▶ [Entries supplied]:
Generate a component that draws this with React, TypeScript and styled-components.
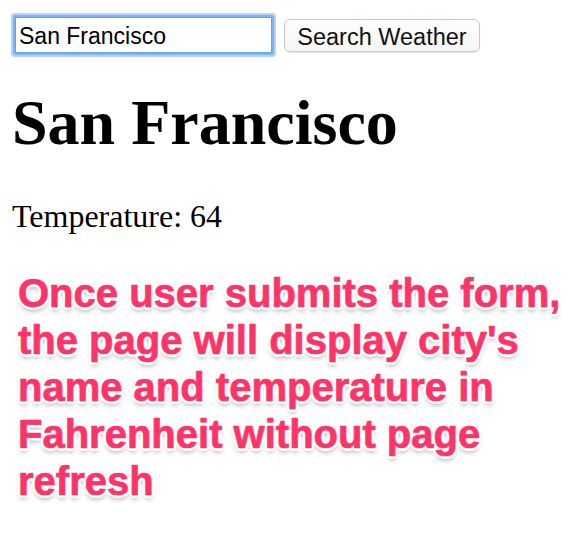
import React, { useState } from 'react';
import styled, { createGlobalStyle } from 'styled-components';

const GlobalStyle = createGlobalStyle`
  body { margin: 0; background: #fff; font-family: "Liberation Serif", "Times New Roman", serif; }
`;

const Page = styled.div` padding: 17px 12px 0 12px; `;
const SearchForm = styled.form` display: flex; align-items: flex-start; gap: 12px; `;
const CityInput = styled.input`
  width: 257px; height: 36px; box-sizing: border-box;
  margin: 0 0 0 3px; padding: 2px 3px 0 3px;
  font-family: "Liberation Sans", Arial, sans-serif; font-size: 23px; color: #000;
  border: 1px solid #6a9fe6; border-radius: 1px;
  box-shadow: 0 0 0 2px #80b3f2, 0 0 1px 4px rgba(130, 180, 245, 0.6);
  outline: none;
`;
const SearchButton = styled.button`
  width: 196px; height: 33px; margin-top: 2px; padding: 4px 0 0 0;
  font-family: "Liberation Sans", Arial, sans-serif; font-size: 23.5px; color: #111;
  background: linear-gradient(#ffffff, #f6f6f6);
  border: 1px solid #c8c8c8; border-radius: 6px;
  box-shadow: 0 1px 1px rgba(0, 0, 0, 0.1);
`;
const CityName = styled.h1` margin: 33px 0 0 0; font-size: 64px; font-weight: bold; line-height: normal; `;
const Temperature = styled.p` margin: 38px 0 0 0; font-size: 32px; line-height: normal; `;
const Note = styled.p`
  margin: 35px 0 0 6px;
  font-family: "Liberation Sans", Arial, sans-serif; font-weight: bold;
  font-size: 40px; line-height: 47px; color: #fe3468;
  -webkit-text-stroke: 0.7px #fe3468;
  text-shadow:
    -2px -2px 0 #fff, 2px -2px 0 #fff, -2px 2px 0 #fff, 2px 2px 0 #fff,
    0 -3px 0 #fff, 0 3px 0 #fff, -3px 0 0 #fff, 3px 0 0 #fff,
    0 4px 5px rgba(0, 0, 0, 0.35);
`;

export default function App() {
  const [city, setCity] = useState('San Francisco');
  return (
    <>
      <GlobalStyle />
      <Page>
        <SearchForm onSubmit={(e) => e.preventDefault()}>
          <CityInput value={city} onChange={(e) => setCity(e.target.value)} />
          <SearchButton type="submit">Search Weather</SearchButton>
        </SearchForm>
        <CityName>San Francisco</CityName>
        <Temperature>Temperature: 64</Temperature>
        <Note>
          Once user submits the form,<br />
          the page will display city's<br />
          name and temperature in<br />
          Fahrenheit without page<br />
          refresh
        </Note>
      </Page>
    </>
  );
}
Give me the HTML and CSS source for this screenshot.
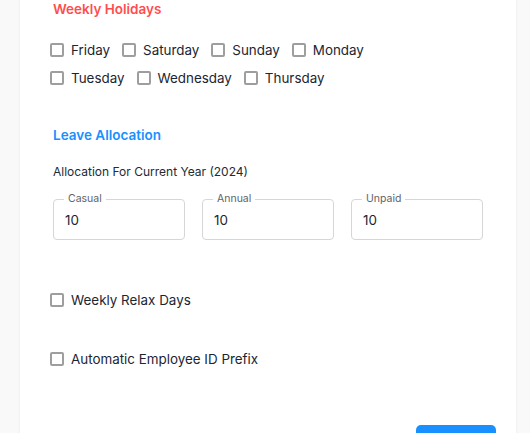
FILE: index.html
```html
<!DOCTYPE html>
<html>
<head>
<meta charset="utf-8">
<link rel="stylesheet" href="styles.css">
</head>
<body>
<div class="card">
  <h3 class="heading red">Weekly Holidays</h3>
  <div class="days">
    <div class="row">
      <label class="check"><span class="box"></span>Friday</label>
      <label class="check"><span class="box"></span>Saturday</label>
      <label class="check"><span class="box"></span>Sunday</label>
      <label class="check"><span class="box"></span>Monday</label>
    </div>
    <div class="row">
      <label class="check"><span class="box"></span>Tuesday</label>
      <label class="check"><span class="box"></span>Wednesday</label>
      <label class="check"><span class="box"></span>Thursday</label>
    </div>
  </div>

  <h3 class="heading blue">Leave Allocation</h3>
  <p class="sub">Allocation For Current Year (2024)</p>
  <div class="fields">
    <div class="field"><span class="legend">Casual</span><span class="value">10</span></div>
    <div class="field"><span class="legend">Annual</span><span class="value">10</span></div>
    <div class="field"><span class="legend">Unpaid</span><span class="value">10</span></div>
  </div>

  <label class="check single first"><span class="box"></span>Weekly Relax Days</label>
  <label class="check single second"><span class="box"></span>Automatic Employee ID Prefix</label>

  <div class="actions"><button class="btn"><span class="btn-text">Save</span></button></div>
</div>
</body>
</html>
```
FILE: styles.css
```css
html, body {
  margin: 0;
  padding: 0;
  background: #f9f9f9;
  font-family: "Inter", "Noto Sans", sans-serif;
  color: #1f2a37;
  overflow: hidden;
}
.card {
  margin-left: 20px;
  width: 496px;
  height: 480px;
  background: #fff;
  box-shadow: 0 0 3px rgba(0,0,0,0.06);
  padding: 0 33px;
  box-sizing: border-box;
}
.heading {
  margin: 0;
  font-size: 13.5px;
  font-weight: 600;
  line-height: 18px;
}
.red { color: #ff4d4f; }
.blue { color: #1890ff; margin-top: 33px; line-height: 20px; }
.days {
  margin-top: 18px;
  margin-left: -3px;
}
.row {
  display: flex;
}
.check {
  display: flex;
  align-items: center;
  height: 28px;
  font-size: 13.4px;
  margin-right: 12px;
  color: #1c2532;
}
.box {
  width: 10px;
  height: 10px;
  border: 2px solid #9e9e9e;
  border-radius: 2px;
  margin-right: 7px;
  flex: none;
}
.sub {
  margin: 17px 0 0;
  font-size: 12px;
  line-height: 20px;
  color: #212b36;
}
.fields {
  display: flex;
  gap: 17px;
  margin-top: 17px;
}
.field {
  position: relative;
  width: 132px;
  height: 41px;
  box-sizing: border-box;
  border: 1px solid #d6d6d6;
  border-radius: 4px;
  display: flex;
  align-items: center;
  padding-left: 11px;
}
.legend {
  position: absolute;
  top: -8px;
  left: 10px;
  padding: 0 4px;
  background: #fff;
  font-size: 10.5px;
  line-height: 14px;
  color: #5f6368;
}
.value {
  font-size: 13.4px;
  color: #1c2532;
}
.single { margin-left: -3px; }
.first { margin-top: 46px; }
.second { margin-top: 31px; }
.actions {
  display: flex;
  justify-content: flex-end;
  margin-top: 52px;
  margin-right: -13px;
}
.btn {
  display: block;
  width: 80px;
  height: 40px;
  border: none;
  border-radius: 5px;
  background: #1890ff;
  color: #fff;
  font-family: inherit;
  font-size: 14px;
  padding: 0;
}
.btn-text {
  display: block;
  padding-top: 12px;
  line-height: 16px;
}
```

▶ [Short problem]: Copy out each line word for word, please, skipping the images.

▶ [Exercise output]:
Generate a component that draws this with React, TypeScript and styled-components.
import React, { useState } from 'react';
import styled, { createGlobalStyle } from 'styled-components';

const GlobalStyle = createGlobalStyle`
  body { margin: 0; background: #fff; font-family: "Liberation Serif", "Times New Roman", serif; }
`;

const Page = styled.div` padding: 17px 12px 0 12px; `;
const SearchForm = styled.form` display: flex; align-items: flex-start; gap: 12px; `;
const CityInput = styled.input`
  width: 257px; height: 36px; box-sizing: border-box;
  margin: 0 0 0 3px; padding: 2px 3px 0 3px;
  font-family: "Liberation Sans", Arial, sans-serif; font-size: 23px; color: #000;
  border: 1px solid #6a9fe6; border-radius: 1px;
  box-shadow: 0 0 0 2px #80b3f2, 0 0 1px 4px rgba(130, 180, 245, 0.6);
  outline: none;
`;
const SearchButton = styled.button`
  width: 196px; height: 33px; margin-top: 2px; padding: 4px 0 0 0;
  font-family: "Liberation Sans", Arial, sans-serif; font-size: 23.5px; color: #111;
  background: linear-gradient(#ffffff, #f6f6f6);
  border: 1px solid #c8c8c8; border-radius: 6px;
  box-shadow: 0 1px 1px rgba(0, 0, 0, 0.1);
`;
const CityName = styled.h1` margin: 33px 0 0 0; font-size: 64px; font-weight: bold; line-height: normal; `;
const Temperature = styled.p` margin: 38px 0 0 0; font-size: 32px; line-height: normal; `;
const Note = styled.p`
  margin: 35px 0 0 6px;
  font-family: "Liberation Sans", Arial, sans-serif; font-weight: bold;
  font-size: 40px; line-height: 47px; color: #fe3468;
  -webkit-text-stroke: 0.7px #fe3468;
  text-shadow:
    -2px -2px 0 #fff, 2px -2px 0 #fff, -2px 2px 0 #fff, 2px 2px 0 #fff,
    0 -3px 0 #fff, 0 3px 0 #fff, -3px 0 0 #fff, 3px 0 0 #fff,
    0 4px 5px rgba(0, 0, 0, 0.35);
`;

export default function App() {
  const [city, setCity] = useState('San Francisco');
  return (
    <>
      <GlobalStyle />
      <Page>
        <SearchForm onSubmit={(e) => e.preventDefault()}>
          <CityInput value={city} onChange={(e) => setCity(e.target.value)} />
          <SearchButton type="submit">Search Weather</SearchButton>
        </SearchForm>
        <CityName>San Francisco</CityName>
        <Temperature>Temperature: 64</Temperature>
        <Note>
          Once user submits the form,<br />
          the page will display city's<br />
          name and temperature in<br />
          Fahrenheit without page<br />
          refresh
        </Note>
      </Page>
    </>
  );
}
Give me the HTML and CSS source for this screenshot.
FILE: index.html
```html
<!DOCTYPE html>
<html>
<head>
<meta charset="utf-8">
<link rel="stylesheet" href="styles.css">
</head>
<body>
<div class="card">
  <h3 class="heading red">Weekly Holidays</h3>
  <div class="days">
    <div class="row">
      <label class="check"><span class="box"></span>Friday</label>
      <label class="check"><span class="box"></span>Saturday</label>
      <label class="check"><span class="box"></span>Sunday</label>
      <label class="check"><span class="box"></span>Monday</label>
    </div>
    <div class="row">
      <label class="check"><span class="box"></span>Tuesday</label>
      <label class="check"><span class="box"></span>Wednesday</label>
      <label class="check"><span class="box"></span>Thursday</label>
    </div>
  </div>

  <h3 class="heading blue">Leave Allocation</h3>
  <p class="sub">Allocation For Current Year (2024)</p>
  <div class="fields">
    <div class="field"><span class="legend">Casual</span><span class="value">10</span></div>
    <div class="field"><span class="legend">Annual</span><span class="value">10</span></div>
    <div class="field"><span class="legend">Unpaid</span><span class="value">10</span></div>
  </div>

  <label class="check single first"><span class="box"></span>Weekly Relax Days</label>
  <label class="check single second"><span class="box"></span>Automatic Employee ID Prefix</label>

  <div class="actions"><button class="btn"><span class="btn-text">Save</span></button></div>
</div>
</body>
</html>
```
FILE: styles.css
```css
html, body {
  margin: 0;
  padding: 0;
  background: #f9f9f9;
  font-family: "Inter", "Noto Sans", sans-serif;
  color: #1f2a37;
  overflow: hidden;
}
.card {
  margin-left: 20px;
  width: 496px;
  height: 480px;
  background: #fff;
  box-shadow: 0 0 3px rgba(0,0,0,0.06);
  padding: 0 33px;
  box-sizing: border-box;
}
.heading {
  margin: 0;
  font-size: 13.5px;
  font-weight: 600;
  line-height: 18px;
}
.red { color: #ff4d4f; }
.blue { color: #1890ff; margin-top: 33px; line-height: 20px; }
.days {
  margin-top: 18px;
  margin-left: -3px;
}
.row {
  display: flex;
}
.check {
  display: flex;
  align-items: center;
  height: 28px;
  font-size: 13.4px;
  margin-right: 12px;
  color: #1c2532;
}
.box {
  width: 10px;
  height: 10px;
  border: 2px solid #9e9e9e;
  border-radius: 2px;
  margin-right: 7px;
  flex: none;
}
.sub {
  margin: 17px 0 0;
  font-size: 12px;
  line-height: 20px;
  color: #212b36;
}
.fields {
  display: flex;
  gap: 17px;
  margin-top: 17px;
}
.field {
  position: relative;
  width: 132px;
  height: 41px;
  box-sizing: border-box;
  border: 1px solid #d6d6d6;
  border-radius: 4px;
  display: flex;
  align-items: center;
  padding-left: 11px;
}
.legend {
  position: absolute;
  top: -8px;
  left: 10px;
  padding: 0 4px;
  background: #fff;
  font-size: 10.5px;
  line-height: 14px;
  color: #5f6368;
}
.value {
  font-size: 13.4px;
  color: #1c2532;
}
.single { margin-left: -3px; }
.first { margin-top: 46px; }
.second { margin-top: 31px; }
.actions {
  display: flex;
  justify-content: flex-end;
  margin-top: 52px;
  margin-right: -13px;
}
.btn {
  display: block;
  width: 80px;
  height: 40px;
  border: none;
  border-radius: 5px;
  background: #1890ff;
  color: #fff;
  font-family: inherit;
  font-size: 14px;
  padding: 0;
}
.btn-text {
  display: block;
  padding-top: 12px;
  line-height: 16px;
}
```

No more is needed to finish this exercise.